For many of the instructors leading them, it is also a chance to return to the program that helped shape their own careers.
Now in its 15th year, the Summer Dance Intensive brings together approximately 400 students from across the district, continuing a tradition that stretches nearly 30 years.
Camp director, Juliana Williams, understands that legacy firsthand.
Having attended the intensive as a student, she now leads the same program that inspired her years ago.
“Some of these kids might go on to dance in college or come back to be dance educators themselves,” Williams said. “But even if they go on to become a doctor, they leave here being a lifelong patron of the arts.”
Rising fifth grader, Hope T. of Dr. Martin Luther King Jr. Arts Academy, said the camp already changed the way she sees herself.
“When I started dancing, I didn’t really want to stand out,” she said. “I wanted to be in the back and let other people shine.”
That changed after earning a solo role at school.
Now, she says Summer Dance Intensive helped her continue building confidence while allowing her to learn alongside students from across Dallas ISD.
Rather than solely focusing on showcase routines, students spent the five-day intensive mastering core technical skills designed to sustain their dance careers. They spend one daily block on collaborative choreography and rotate through a three-day cultural sequence featuring Folklorico, hip-hop, and African dance.

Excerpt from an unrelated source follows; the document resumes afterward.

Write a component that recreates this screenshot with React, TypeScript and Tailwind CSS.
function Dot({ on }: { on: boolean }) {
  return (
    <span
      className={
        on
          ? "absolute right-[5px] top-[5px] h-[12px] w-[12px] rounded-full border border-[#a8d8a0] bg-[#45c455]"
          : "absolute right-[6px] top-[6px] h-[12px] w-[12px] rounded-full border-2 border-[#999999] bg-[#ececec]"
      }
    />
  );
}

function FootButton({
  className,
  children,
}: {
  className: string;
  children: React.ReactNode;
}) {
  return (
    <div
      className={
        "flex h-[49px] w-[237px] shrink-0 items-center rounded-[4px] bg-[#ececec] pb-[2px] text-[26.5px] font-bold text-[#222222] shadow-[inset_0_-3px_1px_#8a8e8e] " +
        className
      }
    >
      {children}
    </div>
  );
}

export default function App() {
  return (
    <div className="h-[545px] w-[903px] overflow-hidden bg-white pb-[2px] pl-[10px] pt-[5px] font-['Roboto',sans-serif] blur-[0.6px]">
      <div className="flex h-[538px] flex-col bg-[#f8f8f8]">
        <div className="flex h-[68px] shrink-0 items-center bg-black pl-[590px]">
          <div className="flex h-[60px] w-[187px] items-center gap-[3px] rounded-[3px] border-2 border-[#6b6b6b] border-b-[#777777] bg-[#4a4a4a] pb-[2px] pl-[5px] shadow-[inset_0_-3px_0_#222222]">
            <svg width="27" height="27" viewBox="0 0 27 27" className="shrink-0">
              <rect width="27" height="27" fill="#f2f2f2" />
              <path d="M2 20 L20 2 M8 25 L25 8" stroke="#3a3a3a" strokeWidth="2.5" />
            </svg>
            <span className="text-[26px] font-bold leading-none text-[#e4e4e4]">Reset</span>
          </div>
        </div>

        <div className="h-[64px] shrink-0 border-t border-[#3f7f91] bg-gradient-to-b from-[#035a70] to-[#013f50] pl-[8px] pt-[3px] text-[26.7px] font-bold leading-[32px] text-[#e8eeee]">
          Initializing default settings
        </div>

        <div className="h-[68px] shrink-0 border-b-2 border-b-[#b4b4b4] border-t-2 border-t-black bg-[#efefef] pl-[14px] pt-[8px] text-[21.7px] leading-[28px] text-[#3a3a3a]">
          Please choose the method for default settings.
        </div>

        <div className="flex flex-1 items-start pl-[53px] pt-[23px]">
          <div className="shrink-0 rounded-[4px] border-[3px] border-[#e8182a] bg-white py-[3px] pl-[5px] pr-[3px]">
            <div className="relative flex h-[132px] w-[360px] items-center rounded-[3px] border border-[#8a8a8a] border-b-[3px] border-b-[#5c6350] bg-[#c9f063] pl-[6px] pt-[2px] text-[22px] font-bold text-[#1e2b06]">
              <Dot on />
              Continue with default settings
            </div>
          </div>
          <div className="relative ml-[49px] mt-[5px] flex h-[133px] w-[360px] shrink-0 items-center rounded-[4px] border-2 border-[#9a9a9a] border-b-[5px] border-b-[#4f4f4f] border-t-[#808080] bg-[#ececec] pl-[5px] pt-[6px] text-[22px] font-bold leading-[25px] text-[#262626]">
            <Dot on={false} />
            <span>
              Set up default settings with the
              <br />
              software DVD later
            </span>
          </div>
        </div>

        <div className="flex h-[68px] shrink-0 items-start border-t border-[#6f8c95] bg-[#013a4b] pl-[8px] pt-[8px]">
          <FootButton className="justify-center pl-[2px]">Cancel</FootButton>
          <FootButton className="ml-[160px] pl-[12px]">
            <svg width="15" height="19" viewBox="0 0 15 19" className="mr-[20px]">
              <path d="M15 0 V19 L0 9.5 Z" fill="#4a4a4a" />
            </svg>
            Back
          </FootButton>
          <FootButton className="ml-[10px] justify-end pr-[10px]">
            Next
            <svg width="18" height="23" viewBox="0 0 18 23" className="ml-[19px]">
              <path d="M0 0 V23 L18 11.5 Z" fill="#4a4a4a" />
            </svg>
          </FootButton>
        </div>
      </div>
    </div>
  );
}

For South Oak Cliff High School teacher Tatum Rodgers, a 1994 graduate of Booker T. Washington High School for the Performing and Visual Arts, returning to teach at the intensive is a full-circle milestone. The opportunity highlights a contrast to her own time as a student, when dance education was far less robust.
“It is incredibly exciting to teach here. It is vastly different from when I was a student here because the majority of the dance infrastructure we have now did not exist back then,” she said. “The majority of dance education was isolated or functioned strictly as an after-school club, not as an organized, curricular dance program.”

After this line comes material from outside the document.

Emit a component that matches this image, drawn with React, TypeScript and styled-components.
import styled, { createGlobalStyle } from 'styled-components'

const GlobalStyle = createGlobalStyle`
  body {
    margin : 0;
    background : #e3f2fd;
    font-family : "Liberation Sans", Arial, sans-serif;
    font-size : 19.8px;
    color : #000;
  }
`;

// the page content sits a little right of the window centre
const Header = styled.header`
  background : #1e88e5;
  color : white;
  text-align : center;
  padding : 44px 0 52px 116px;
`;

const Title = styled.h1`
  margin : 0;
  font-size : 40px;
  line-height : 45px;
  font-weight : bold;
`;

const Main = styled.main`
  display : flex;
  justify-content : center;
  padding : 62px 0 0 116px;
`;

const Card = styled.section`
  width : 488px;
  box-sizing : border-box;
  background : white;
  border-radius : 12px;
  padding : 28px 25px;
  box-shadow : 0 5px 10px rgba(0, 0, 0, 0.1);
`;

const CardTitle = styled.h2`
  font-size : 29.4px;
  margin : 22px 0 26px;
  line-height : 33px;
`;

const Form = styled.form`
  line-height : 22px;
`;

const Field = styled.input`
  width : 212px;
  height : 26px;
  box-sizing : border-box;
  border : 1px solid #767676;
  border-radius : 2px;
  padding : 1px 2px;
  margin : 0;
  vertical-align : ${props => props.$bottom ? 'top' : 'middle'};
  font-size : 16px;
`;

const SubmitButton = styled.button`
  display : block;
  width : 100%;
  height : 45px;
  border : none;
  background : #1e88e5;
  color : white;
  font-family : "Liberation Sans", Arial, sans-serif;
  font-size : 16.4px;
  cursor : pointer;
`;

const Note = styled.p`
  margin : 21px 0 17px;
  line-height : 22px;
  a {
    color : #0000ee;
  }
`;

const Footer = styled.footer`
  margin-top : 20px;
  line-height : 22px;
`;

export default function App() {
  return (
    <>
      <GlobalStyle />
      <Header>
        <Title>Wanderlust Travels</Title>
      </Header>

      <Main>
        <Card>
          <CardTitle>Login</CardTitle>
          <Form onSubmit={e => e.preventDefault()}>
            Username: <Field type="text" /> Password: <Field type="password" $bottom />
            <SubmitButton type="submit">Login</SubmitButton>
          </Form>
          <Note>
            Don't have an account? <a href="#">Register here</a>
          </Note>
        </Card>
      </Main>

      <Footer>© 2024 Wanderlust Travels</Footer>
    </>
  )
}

Beyond perfecting choreography, the intensive camp helps students develop universal life skills they can carry back to their regular classrooms, like time management, collaborative team-building, and real-time problem solving.
Whether students go on to perform professionally, teach the next generation, or simply carry a lifelong appreciation for the arts, the Summer Dance Intensive leaves a lasting impression.
For many, it is more than a week of dance. It is the beginning of a journey that one day may bring them back to inspire the next generation of Dallas ISD dancers.